Interface markup and scripts
==*==
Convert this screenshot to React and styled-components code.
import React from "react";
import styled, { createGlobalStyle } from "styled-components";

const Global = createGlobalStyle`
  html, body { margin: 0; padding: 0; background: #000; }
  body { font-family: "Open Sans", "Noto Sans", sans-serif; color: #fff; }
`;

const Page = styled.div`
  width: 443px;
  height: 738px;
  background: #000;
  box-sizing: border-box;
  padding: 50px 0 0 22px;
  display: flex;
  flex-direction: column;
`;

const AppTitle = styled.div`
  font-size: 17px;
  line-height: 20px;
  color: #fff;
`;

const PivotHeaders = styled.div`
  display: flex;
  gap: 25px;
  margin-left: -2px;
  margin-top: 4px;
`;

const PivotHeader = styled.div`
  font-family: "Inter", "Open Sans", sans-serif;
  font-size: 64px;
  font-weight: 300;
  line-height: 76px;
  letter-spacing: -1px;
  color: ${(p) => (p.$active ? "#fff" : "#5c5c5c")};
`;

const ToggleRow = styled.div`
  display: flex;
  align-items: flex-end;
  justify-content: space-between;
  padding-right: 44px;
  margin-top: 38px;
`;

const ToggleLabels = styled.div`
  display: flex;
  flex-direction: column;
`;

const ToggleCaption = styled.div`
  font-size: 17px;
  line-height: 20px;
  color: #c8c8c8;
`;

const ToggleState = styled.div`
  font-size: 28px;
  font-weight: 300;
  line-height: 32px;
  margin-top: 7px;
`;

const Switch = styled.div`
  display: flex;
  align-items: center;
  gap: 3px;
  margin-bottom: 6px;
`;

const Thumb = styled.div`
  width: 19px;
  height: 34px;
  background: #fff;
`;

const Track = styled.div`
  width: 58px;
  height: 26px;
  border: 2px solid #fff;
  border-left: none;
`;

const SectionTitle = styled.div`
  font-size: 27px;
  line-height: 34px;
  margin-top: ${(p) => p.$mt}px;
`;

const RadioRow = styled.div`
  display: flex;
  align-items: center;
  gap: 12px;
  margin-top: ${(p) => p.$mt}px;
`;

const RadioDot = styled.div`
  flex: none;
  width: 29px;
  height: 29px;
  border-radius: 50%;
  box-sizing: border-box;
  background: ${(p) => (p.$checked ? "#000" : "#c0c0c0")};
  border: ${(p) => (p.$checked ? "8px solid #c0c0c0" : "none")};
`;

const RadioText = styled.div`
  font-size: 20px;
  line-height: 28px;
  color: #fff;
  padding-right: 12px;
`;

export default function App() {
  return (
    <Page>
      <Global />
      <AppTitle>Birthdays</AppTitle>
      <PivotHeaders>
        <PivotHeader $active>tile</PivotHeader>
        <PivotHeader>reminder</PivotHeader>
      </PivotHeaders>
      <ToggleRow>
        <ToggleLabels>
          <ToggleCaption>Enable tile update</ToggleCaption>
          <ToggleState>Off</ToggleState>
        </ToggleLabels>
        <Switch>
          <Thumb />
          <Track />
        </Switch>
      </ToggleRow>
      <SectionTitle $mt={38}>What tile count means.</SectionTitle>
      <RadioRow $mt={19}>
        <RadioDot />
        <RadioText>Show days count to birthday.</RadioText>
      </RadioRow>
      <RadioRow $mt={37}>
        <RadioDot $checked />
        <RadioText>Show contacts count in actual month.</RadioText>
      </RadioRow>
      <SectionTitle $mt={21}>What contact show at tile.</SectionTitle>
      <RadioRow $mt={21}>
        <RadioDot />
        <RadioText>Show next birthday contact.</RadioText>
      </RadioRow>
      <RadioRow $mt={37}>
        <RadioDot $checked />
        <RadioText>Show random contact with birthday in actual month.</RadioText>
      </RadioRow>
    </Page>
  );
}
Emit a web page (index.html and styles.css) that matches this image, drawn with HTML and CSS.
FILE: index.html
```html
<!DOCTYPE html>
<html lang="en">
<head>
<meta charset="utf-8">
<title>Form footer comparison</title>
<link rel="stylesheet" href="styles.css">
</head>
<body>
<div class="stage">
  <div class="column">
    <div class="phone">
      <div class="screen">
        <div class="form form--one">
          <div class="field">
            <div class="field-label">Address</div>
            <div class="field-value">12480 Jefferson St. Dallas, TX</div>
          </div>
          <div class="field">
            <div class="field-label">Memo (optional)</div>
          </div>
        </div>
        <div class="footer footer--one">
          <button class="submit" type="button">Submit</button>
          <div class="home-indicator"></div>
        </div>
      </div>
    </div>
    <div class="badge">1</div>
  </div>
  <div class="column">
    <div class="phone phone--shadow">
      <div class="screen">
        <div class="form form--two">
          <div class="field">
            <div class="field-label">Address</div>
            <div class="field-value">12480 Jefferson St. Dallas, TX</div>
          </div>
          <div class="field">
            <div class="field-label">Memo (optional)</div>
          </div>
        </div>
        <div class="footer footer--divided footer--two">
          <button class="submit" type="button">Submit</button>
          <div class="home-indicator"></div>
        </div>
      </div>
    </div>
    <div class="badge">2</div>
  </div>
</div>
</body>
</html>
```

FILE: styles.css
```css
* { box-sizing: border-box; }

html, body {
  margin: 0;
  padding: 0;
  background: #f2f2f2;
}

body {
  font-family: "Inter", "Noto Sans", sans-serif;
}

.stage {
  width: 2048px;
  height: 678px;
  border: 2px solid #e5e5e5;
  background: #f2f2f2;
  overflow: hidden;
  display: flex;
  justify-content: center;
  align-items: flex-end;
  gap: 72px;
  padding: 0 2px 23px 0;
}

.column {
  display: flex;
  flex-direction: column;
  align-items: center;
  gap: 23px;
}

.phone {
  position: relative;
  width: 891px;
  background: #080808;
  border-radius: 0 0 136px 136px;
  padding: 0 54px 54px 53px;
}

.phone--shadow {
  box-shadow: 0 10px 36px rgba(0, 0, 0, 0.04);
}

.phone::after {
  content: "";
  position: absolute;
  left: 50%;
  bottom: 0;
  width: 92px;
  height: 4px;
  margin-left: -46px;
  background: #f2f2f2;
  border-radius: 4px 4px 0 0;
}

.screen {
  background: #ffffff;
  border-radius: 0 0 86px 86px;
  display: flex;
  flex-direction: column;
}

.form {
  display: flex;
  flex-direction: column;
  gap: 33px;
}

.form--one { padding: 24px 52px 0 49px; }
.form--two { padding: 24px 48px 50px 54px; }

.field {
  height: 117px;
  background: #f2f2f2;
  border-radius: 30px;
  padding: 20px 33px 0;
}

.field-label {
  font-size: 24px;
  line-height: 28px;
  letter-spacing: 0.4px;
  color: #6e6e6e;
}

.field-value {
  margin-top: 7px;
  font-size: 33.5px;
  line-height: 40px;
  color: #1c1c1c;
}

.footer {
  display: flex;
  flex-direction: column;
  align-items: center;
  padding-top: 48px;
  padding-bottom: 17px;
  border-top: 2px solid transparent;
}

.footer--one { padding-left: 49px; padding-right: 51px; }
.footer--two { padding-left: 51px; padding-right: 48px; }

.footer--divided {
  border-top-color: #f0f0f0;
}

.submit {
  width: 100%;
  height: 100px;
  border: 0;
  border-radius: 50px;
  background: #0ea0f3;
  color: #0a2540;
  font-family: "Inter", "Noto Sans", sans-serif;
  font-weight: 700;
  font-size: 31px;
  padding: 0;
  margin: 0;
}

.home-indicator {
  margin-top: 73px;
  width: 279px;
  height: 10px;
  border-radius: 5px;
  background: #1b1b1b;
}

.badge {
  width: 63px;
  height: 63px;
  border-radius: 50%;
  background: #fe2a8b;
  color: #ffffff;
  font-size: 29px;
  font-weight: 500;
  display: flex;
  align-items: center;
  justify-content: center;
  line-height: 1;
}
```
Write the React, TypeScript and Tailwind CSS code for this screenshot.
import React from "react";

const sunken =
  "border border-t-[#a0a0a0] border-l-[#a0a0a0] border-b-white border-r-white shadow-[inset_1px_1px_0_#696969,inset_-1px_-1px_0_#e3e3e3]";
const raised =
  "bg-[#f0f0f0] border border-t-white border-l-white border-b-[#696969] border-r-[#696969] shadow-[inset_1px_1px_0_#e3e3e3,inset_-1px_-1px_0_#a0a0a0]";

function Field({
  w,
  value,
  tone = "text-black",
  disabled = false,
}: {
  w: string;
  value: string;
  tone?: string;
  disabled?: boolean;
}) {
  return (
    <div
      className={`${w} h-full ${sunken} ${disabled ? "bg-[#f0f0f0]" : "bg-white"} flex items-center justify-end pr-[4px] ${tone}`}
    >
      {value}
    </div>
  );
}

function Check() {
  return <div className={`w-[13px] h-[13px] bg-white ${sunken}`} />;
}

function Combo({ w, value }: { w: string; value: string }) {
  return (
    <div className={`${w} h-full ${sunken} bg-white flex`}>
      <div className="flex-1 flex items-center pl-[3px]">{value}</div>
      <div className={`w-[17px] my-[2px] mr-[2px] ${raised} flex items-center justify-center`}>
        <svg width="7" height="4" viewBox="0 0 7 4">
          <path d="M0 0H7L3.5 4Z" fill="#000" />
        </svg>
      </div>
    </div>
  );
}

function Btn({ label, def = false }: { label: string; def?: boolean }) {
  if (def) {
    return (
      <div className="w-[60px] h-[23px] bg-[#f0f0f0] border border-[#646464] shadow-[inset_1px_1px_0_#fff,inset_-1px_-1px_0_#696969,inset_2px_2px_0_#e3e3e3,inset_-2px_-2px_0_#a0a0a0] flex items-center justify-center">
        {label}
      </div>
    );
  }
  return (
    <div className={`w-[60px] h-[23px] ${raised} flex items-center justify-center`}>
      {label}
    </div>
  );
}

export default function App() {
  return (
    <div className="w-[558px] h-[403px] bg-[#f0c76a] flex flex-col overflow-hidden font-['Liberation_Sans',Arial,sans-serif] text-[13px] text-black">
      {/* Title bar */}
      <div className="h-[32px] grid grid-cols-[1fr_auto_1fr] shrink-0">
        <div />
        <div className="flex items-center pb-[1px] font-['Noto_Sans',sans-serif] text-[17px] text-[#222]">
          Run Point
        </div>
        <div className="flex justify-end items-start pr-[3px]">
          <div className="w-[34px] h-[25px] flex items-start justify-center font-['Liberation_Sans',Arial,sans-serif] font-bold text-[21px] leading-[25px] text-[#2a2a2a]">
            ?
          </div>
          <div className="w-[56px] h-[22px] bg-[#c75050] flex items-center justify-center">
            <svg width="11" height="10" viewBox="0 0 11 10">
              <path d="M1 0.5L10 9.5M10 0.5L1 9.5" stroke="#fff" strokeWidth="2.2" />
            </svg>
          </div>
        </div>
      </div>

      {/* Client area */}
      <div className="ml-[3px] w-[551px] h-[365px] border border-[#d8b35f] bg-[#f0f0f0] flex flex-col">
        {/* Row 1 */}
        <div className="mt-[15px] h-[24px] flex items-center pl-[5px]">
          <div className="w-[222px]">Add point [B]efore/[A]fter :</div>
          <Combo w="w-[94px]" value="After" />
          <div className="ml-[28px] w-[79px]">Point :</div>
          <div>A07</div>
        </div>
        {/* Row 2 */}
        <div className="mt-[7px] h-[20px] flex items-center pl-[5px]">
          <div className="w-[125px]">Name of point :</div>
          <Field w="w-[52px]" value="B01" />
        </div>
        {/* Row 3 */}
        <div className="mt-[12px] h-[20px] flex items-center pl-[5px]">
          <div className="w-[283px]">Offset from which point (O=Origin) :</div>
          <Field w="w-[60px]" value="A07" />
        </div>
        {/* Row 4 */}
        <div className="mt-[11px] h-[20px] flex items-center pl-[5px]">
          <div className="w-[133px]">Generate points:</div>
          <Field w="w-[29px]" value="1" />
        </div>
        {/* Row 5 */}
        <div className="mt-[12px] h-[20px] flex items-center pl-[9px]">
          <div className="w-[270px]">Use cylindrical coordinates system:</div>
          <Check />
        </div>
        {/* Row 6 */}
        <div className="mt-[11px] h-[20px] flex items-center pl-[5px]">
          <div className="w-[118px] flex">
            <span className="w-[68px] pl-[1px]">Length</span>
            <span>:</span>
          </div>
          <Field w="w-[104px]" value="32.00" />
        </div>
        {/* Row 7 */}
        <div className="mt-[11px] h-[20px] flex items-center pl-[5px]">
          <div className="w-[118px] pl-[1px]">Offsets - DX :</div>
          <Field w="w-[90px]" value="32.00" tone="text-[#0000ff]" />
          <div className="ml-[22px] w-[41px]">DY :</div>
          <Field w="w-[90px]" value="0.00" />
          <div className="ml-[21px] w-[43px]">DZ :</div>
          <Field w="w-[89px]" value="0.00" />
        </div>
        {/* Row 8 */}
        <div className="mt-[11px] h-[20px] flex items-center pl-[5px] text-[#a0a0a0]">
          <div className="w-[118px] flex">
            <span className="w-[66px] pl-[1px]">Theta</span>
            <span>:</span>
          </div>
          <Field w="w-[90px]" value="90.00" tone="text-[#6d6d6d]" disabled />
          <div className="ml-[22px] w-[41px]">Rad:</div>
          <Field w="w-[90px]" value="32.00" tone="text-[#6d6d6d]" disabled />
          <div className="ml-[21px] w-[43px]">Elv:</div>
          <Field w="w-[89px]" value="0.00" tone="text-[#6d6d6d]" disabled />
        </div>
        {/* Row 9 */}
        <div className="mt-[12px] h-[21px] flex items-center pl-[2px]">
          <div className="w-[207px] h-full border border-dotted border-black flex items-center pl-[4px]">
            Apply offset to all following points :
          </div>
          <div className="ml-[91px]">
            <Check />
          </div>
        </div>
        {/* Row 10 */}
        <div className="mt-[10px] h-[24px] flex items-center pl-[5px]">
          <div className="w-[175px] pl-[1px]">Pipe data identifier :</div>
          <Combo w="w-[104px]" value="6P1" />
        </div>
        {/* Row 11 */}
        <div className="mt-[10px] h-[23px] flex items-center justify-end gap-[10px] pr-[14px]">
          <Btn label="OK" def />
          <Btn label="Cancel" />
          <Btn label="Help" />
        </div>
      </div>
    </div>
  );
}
==*==
▶ **Work to complete**
In the lines above, locate the string "code". Copy every line where it occurs.

▶ **Answer for the task**
Convert this screenshot to React and styled-components code.
Write the React, TypeScript and Tailwind CSS code for this screenshot.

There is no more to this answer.